> _Job_: Copy exactly the lines from the start of the material through the line with "h-screen overflow-hidden bg-[#313338]". Pictures stay out of the copy.
═══ Dataset extract ═══
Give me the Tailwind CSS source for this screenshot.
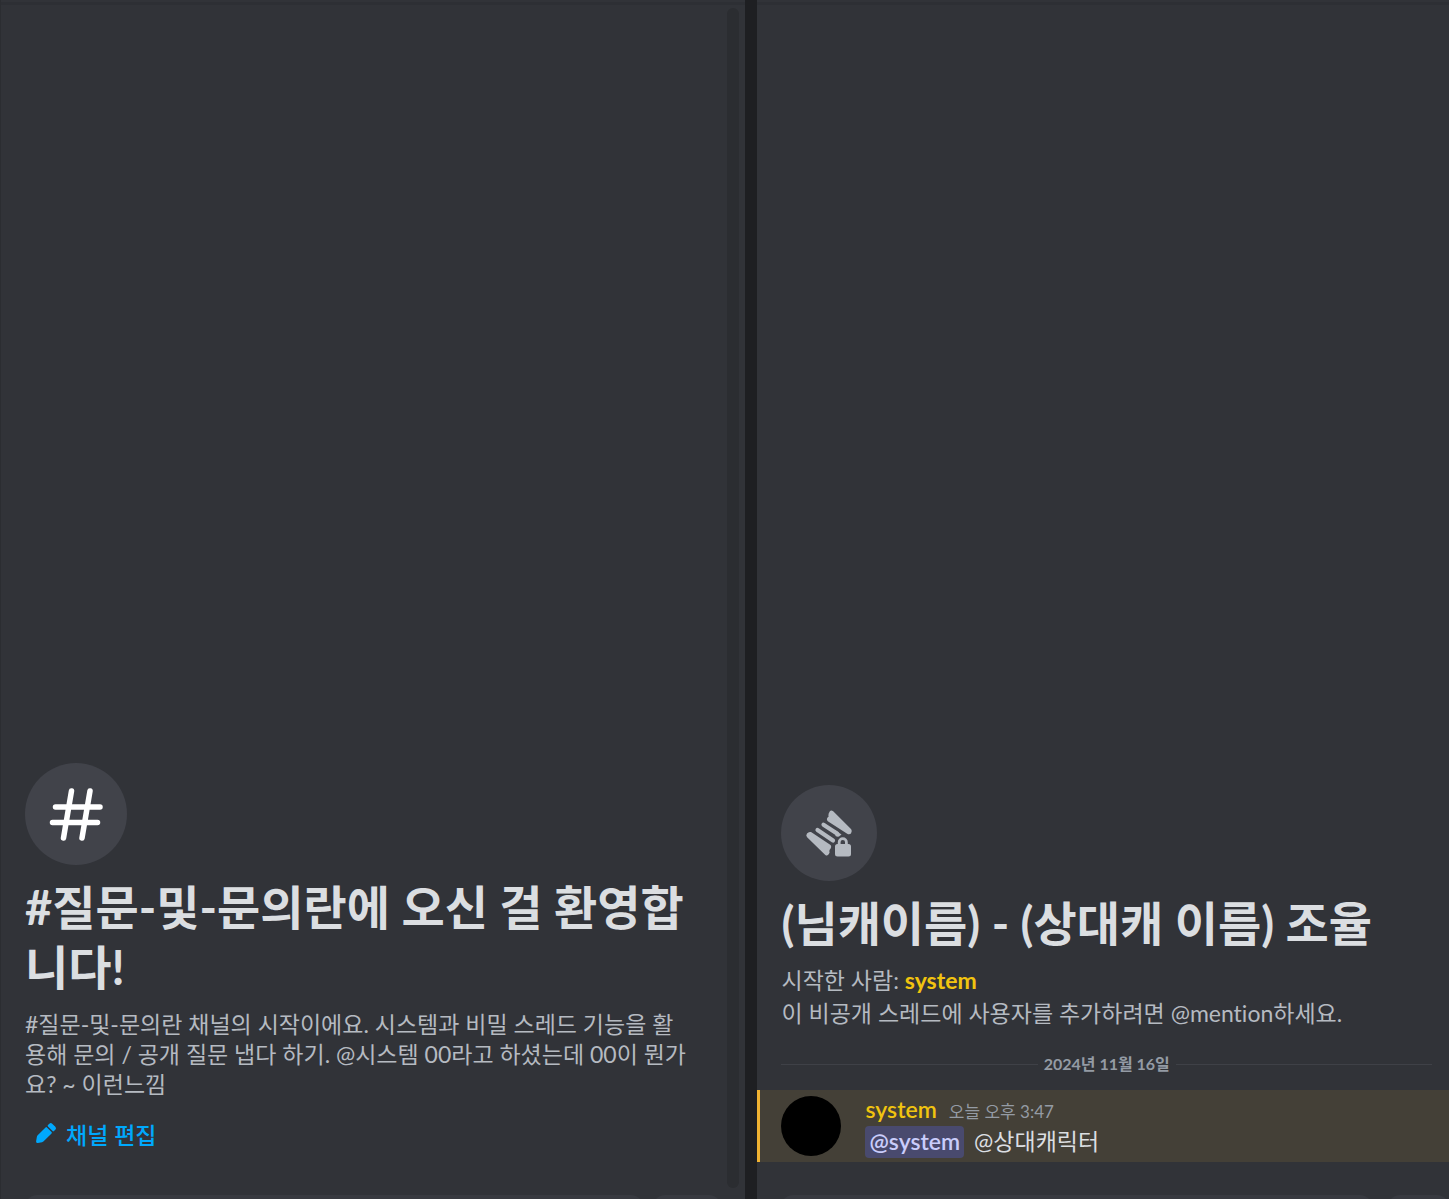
<!DOCTYPE html>
<html lang="ko">
<head>
<meta charset="utf-8">
<title>질문-및-문의란</title>
<meta name="viewport" content="width=device-width, initial-scale=1">
<script src="https://cdn.jsdelivr.net/npm/@tailwindcss/browser@4"></script>
</head>
<body class="flex h-screen overflow-hidden bg-[#313338] font-['Lato','Noto_Sans_CJK_KR',sans-serif] text-[#b5bac1] [font-variant-ligatures:none]">

  <!-- Channel pane -->
  <main class="flex min-w-0 flex-[745] flex-col border-l border-[#2b2d31]">
    <div class="mt-[2px] h-[3px] shrink-0 bg-[#2d2f34]"></div>
    <div class="flex min-h-0 flex-1">
      <section class="flex min-w-0 flex-1 flex-col justify-end pr-9 pb-9 pl-6">
        <div class="flex size-[102px] items-center justify-center rounded-full bg-[#41434a]">
          <svg class="size-[62px]" viewBox="0 0 62 62" fill="none" stroke="#fff" stroke-width="5.500" stroke-linecap="round" aria-hidden="true">
            <path d="M26.500 8 18.500 55M45 8 37 55M10.500 24H55M7.500 39.500H52.500"/>
          </svg>
        </div>
        <h1 class="mt-3 text-[47px] leading-[60px] font-bold text-[#dbdee1]">#질문-및-문의란에 오신 걸 환영합니다!</h1>
        <p class="mt-3 text-[23px] leading-[30px]">#질문-및-문의란 채널의 시작이에요. 시스템과 비밀 스레드 기능을 활용해 문의 / 공개 질문 냅다 하기. @시스템 00라고 하셨는데 00이 뭔가요? ~ 이런느낌</p>
        <button type="button" class="mt-3 flex h-12 items-center gap-2 self-start px-[9px] text-[23px] leading-[30px] font-medium text-[#00a8fc]">
          <svg class="mb-1 size-6" viewBox="0 0 24 24" fill="currentColor" aria-hidden="true">
            <path d="m13.960 5.460 4.580 4.580a1 1 0 0 0 1.420 0l1.380-1.380a2 2 0 0 0 0-2.820l-3.180-3.180a2 2 0 0 0-2.820 0l-1.380 1.380a1 1 0 0 0 0 1.420ZM2.110 20.160l.73-4.220a3 3 0 0 1 .83-1.610l7.870-7.870a1 1 0 0 1 1.420 0l4.580 4.580a1 1 0 0 1 0 1.420l-7.870 7.870a3 3 0 0 1-1.600.83l-4.230.73a1.500 1.500 0 0 1-1.730-1.730Z"/>
          </svg>
          채널 편집
        </button>
      </section>
      <div class="mt-[3px] mr-1.5 mb-[7px] w-3 shrink-0 rounded-full bg-[#2b2d31]"></div>
    </div>
    <div class="flex h-1 shrink-0 gap-2.5 overflow-hidden pr-6 pl-6">
      <div class="h-14 flex-1 rounded-xl bg-[#383a40]"></div>
      <div class="h-14 w-[68px] rounded-xl bg-[#383a40]"></div>
    </div>
  </main>

  <div class="w-3 shrink-0 bg-[#1e1f22]"></div>

  <!-- Thread pane -->
  <aside class="flex min-w-0 flex-[692] flex-col">
    <div class="mt-[2px] h-[3px] shrink-0 bg-[#2d2f34]"></div>
    <div class="flex min-h-0 flex-1 flex-col justify-end pb-[33px]">
      <header class="px-6">
        <div class="flex size-24 items-center justify-center rounded-full bg-[#41434a]">
          <svg class="size-[60px]" viewBox="0 0 60 60" fill="#b5bac1" aria-hidden="true">
            <path d="M30.700 8.500 Q32 6.500 34.200 8.300 L52.200 26.300 Q53.700 28.500 52 30.500 Q50.300 31.900 48.200 30.700 L28.800 18.300 Q27 16.500 28.800 14.300 Q30.100 13.700 29.400 12.400 Q29.300 10.500 30.700 8.500Z"/>
            <path d="M12 29.100 Q9.700 28.400 8 30.500 Q6.500 32.500 8.100 34.300 L26.300 52 Q28.500 53.500 29.900 51.100 Q31.100 49.300 30.300 47.900 Q30.500 46.500 31.500 45.700 Q33 43.300 31.200 41.800Z"/>
            <path d="M24.500 21.700 38 30.500M18.500 27 34 37.500" fill="none" stroke="#b5bac1" stroke-width="4.200" stroke-linecap="round"/>
            <path d="M36 27 L42.500 31.500 L40 33.500 Q38.500 34 36.500 33Z"/>
            <path fill-rule="evenodd" d="M38.800 41v-1.700a5 5 0 0 1 10 0V41h.7a2.500 2.500 0 0 1 2.500 2.500v7.500a2.500 2.500 0 0 1-2.500 2.500h-11a2.500 2.500 0 0 1-2.500-2.500v-7.500a2.500 2.500 0 0 1 2.500-2.500Zm2.800 0h4.400v-1.900a2.200 2.200 0 0 0-4.400 0Z"/>
          </svg>
        </div>
        <h2 class="mt-3 text-[47px] leading-[60px] font-bold text-[#dbdee1]">(님캐이름) - (상대캐 이름) 조율</h2>
        <p class="mt-[11px] text-[23px] leading-[33px]">시작한 사람: <a href="#" class="font-bold text-[#f1c40f]">system</a><br>이 비공개 스레드에 사용자를 추가하려면 @mention하세요.</p>
      </header>
      <div class="mt-6 mr-[17px] ml-6 flex items-center gap-1.5 text-base leading-[20px] font-bold text-[#949ba4]">
        <span class="h-px flex-1 bg-[#3f4147]"></span>
        <time datetime="2024-11-16">2024년 11월 16일</time>
        <span class="h-px flex-1 bg-[#3f4147]"></span>
      </div>
      <article class="mt-4 flex border-l-3 border-[#f0b232] bg-[#444037] py-1.5 pl-[21px]">
        <div class="size-[60px] rounded-full bg-black"></div>
        <div class="-my-1.5 ml-6 pt-1">
          <div class="flex h-8 items-baseline gap-3 leading-[30px]">
            <a href="#" class="text-[23px] font-semibold text-[#f1c40f]">system</a>
            <time class="text-[17px] text-[#949ba4]">오늘 오후 3:47</time>
          </div>
          <p class="flex gap-2.5 text-[23px] leading-[30px] text-[#dbdee1]"><a href="#" class="h-8 rounded bg-[#494a6e] px-1 font-semibold text-[#c9cdfb]">@system</a>@상대캐릭터</p>
        </div>
      </article>
    </div>
    <div class="flex h-1 shrink-0 gap-4 overflow-hidden pl-6">
      <div class="h-14 flex-1 rounded-xl bg-[#383a40]"></div>
      <div class="h-14 w-[61px] rounded-xl bg-[#383a40]"></div>
    </div>
  </aside>
</body>
</html>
═══
> _Written reply_:
Give me the Tailwind CSS source for this screenshot.
<!DOCTYPE html>
<html lang="ko">
<head>
<meta charset="utf-8">
<title>질문-및-문의란</title>
<meta name="viewport" content="width=device-width, initial-scale=1">
<script src="https://cdn.jsdelivr.net/npm/@tailwindcss/browser@4"></script>
</head>
<body class="flex h-screen overflow-hidden bg-[#313338] font-['Lato','Noto_Sans_CJK_KR',sans-serif] text-[#b5bac1] [font-variant-ligatures:none]">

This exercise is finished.